On using the expansion formula ${{a}^{2}}-{{b}^{2}}=\left( a+b \right)\left( a-b \right)$, we get:
$\Rightarrow \left( \sec \theta +\tan \theta \right)\left( \sec \theta -\tan \theta \right)=1$
On rearranging, we get:
$\Rightarrow \left( \sec \theta -\tan \theta \right)=\dfrac{1}{\left( \sec \theta +\tan \theta \right)}$
From equation $\left( 1 \right)$, we get:
$\Rightarrow \left( \sec \theta -\tan \theta \right)=\dfrac{1}{p}\to \left( 2 \right)$
Now on adding $\left( 1 \right)$ and $\left( 2 \right)$, we get:
$\Rightarrow 2\sec \theta =p+\dfrac{1}{p}$
On taking the lowest common multiple in the fractions, we get:
$\Rightarrow 2\sec \theta =\dfrac{{{p}^{2}}+1}{p}$
On transferring $2$ from the left-hand side to the right-hand side, we get:
$\Rightarrow \sec \theta =\dfrac{{{p}^{2}}+1}{2p}$
Now we know that $\cos \theta =\dfrac{1}{\sec \theta }$ therefore, we can write:
$\Rightarrow \cos \theta =\dfrac{1}{\left( {{p}^{2}}+1/2p \right)}$
We get the expression as:
$\Rightarrow \cos \theta =\dfrac{2p}{{{p}^{2}}+1}$
Now we know that $\sin \theta =\sqrt{\left( 1-{{\cos }^{2}}\theta \right)}$ on substituting the value of $\theta $, we get:
$\Rightarrow \sin \theta =\sqrt{\left( 1-{{\left( \dfrac{2p}{{{p}^{2}}+1} \right)}^{2}} \right)}$
On expanding the terms, we get:
$\Rightarrow \sin \theta =\sqrt{\left( 1-\dfrac{4{{p}^{2}}}{{{\left( {{p}^{2}}+1 \right)}^{2}}} \right)}$
On taking the lowest common multiple, we get:
$\Rightarrow \sin \theta =\sqrt{\left( \dfrac{{{\left( {{p}^{2}}+1 \right)}^{2}}-4{{p}^{2}}}{{{\left( {{p}^{2}}+1 \right)}^{2}}} \right)}$
On using the expansion formula ${{\left( a+b \right)}^{2}}={{a}^{2}}+2ab+{{b}^{2}}$, we get:
$\Rightarrow \sin \theta =\sqrt{\left( \dfrac{{{p}^{4}}+2{{p}^{2}}+1-4{{p}^{2}}}{{{\left( {{p}^{2}}+1 \right)}^{2}}} \right)}$
On simplifying, we get:
$\Rightarrow \sin \theta =\sqrt{\left( \dfrac{{{p}^{4}}-2{{p}^{2}}+1}{{{\left( {{p}^{2}}+1 \right)}^{2}}} \right)}$
Now we can see that ${{p}^{4}}-2{{p}^{2}}+1$ is the expansion of ${{\left( {{p}^{2}}-1 \right)}^{2}}$ therefore, on substituting, we get:
$\Rightarrow \sin \theta =\sqrt{\left( \dfrac{{{\left( {{p}^{2}}-1 \right)}^{2}}}{{{\left( {{p}^{2}}+1 \right)}^{2}}} \right)}$
On taking the square root, we get:
$\Rightarrow \sin \theta =\dfrac{{{p}^{2}}-1}{{{p}^{2}}+1}$
Now we know that $\tan \theta =\dfrac{\sin \theta }{\cos \theta }$, on substituting the values, we get:
$\Rightarrow \tan \theta =\dfrac{\dfrac{{{p}^{2}}-1}{{{p}^{2}}+1}}{\dfrac{2p}{{{p}^{2}}+1}}$
On simplifying, we get:
$\Rightarrow \tan \theta =\dfrac{{{p}^{2}}-1}{2p}$, which is the required value.

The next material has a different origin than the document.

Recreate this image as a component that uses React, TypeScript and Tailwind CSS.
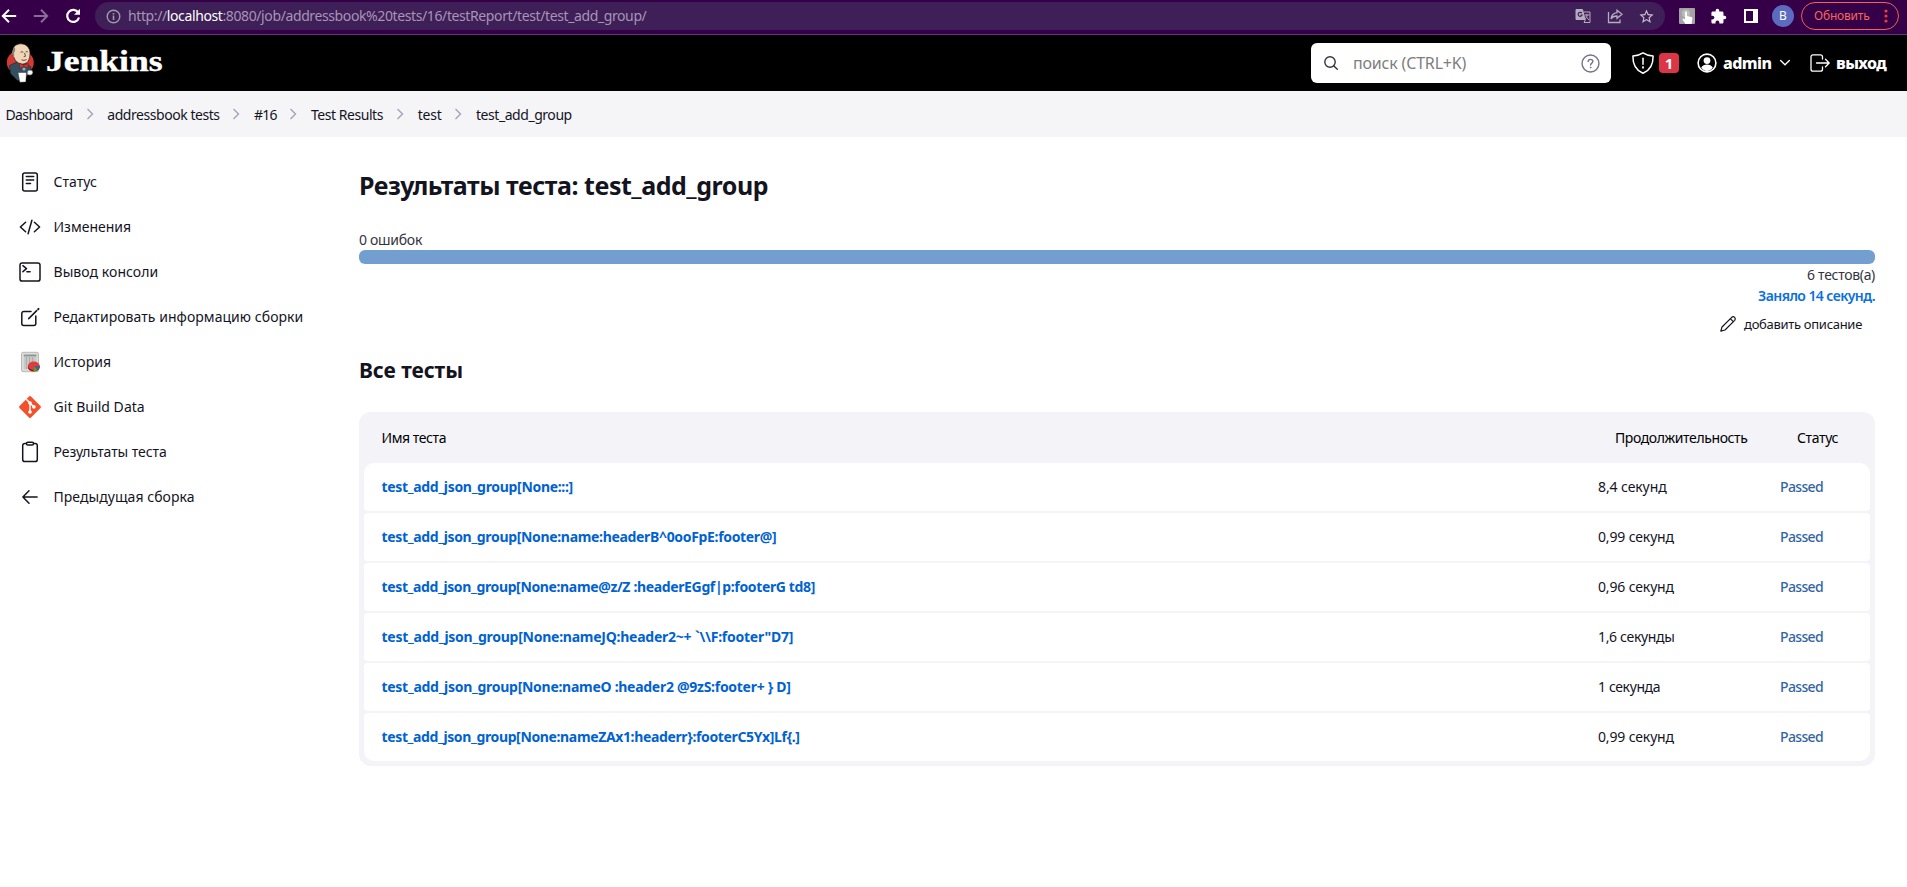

Therefore, the correct answer is option $\left( 2 \right)$.

Note: In these types of questions, the trigonometric identities should be remembered to solve the question. The various trigonometric identities and formulae should be remembered while doing these types of sums. The various Pythagorean identities should also be remembered while doing these types of questions.